→ Written exercise
Where a line of the listing below includes the word "full", reproduce that line.

→ Dataset excerpt

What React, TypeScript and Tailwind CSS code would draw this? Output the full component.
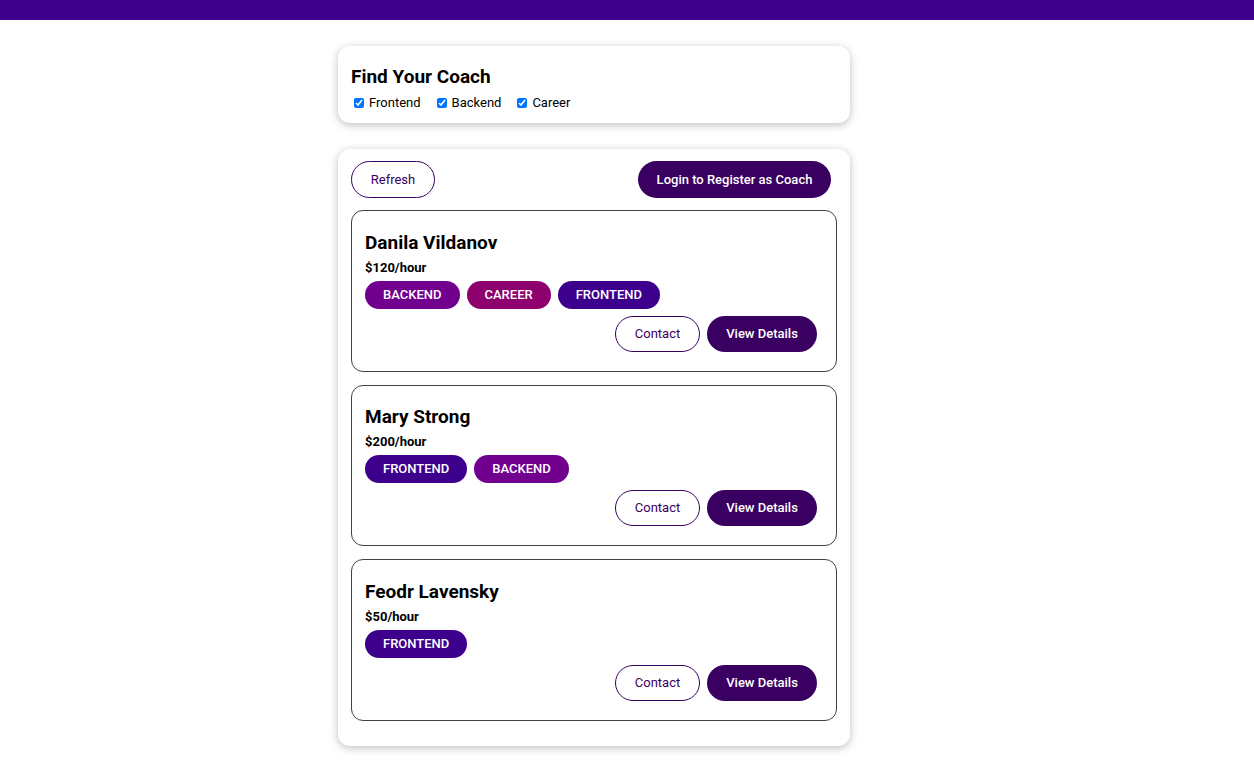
import { useState } from 'react';

type Coach = {
  id: string;
  name: string;
  rate: number;
  areas: string[];
};

const coaches: Coach[] = [
  { id: 'c1', name: 'Danila Vildanov', rate: 120, areas: ['backend', 'career', 'frontend'] },
  { id: 'c2', name: 'Mary Strong', rate: 200, areas: ['frontend', 'backend'] },
  { id: 'c3', name: 'Feodr Lavensky', rate: 50, areas: ['frontend'] },
];

const badgeColors: Record<string, string> = {
  frontend: 'bg-[#3d008d]',
  backend: 'bg-[#71008f]',
  career: 'bg-[#8d006e]',
};

function Badge({ area }: { area: string }) {
  return (
    <span
      className={`inline-flex h-[28px] items-center rounded-full px-[18px] text-[13px] font-medium uppercase text-white ${badgeColors[area]}`}
    >
      {area}
    </span>
  );
}

function CoachItem({ coach }: { coach: Coach }) {
  return (
    <li className="rounded-xl border border-[#424242] px-[13px] pt-[17.5px] pb-[19px]">
      <h3 className="text-[19px] font-bold leading-[28px]">{coach.name}</h3>
      <h4 className="mt-[2px] text-[13px] font-bold leading-[18px]">${coach.rate}/hour</h4>
      <div className="mt-[4px] flex gap-[7px]">
        {coach.areas.map((a) => (
          <Badge key={a} area={a} />
        ))}
      </div>
      <div className="mt-[7px] mr-[6px] flex justify-end gap-[7px]">
        <button className="h-[36px] w-[85px] rounded-full border border-[#3a0061] text-[13px] text-[#3a0061]">
          Contact
        </button>
        <button className="h-[36px] w-[110px] rounded-full bg-[#3a0061] text-[13px] font-medium text-white">
          View Details
        </button>
      </div>
    </li>
  );
}

export default function App() {
  const [filters, setFilters] = useState({ frontend: true, backend: true, career: true });

  const toggle = (key: keyof typeof filters) =>
    setFilters((f) => ({ ...f, [key]: !f[key] }));

  const visible = coaches.filter((c) =>
    c.areas.some((a) => filters[a as keyof typeof filters])
  );

  return (
    <div className="min-h-screen bg-white font-['Roboto',sans-serif] text-black">
      <header className="h-5 w-full bg-[#3d008d]" />

      <div className="ml-[338px] w-[512px]">
        <section className="mt-[26px] rounded-xl bg-white px-[13px] pt-[17px] pb-[11px] shadow-[0_2px_8px_rgba(0,0,0,0.26)]">
          <h2 className="text-[19px] font-bold leading-[28px]">Find Your Coach</h2>
          <div className="mt-[3px] flex items-center gap-[13px] text-[13px] leading-[18px]">
            {(['frontend', 'backend', 'career'] as const).map((k) => (
              <label key={k} className="flex items-center gap-[5px] pl-[3px]">
                <input
                  type="checkbox"
                  checked={filters[k]}
                  onChange={() => toggle(k)}
                  className="h-[10px] w-[10px] accent-[#0075ff]"
                />
                <span className="capitalize">{k}</span>
              </label>
            ))}
          </div>
        </section>

        <section className="mt-[26px] mb-8 rounded-xl bg-white px-[13px] pt-[12px] pb-[25px] shadow-[0_2px_8px_rgba(0,0,0,0.26)]">
          <div className="flex items-center justify-between">
            <button className="h-[37px] w-[84px] rounded-full border border-[#3a0061] text-[13px] text-[#3a0061]">
              Refresh
            </button>
            <button className="mr-[6px] h-[37px] w-[193px] rounded-full bg-[#3a0061] text-[13px] font-medium text-white">
              Login to Register as Coach
            </button>
          </div>
          <ul className="mt-[12px] flex flex-col gap-[13px]">
            {visible.map((c) => (
              <CoachItem key={c.id} coach={c} />
            ))}
          </ul>
        </section>
      </div>
    </div>
  );
}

→ Result of this task
What React, TypeScript and Tailwind CSS code would draw this? Output the full component.
      className={`inline-flex h-[28px] items-center rounded-full px-[18px] text-[13px] font-medium uppercase text-white ${badgeColors[area]}`}
        <button className="h-[36px] w-[85px] rounded-full border border-[#3a0061] text-[13px] text-[#3a0061]">
        <button className="h-[36px] w-[110px] rounded-full bg-[#3a0061] text-[13px] font-medium text-white">
      <header className="h-5 w-full bg-[#3d008d]" />
            <button className="h-[37px] w-[84px] rounded-full border border-[#3a0061] text-[13px] text-[#3a0061]">
            <button className="mr-[6px] h-[37px] w-[193px] rounded-full bg-[#3a0061] text-[13px] font-medium text-white">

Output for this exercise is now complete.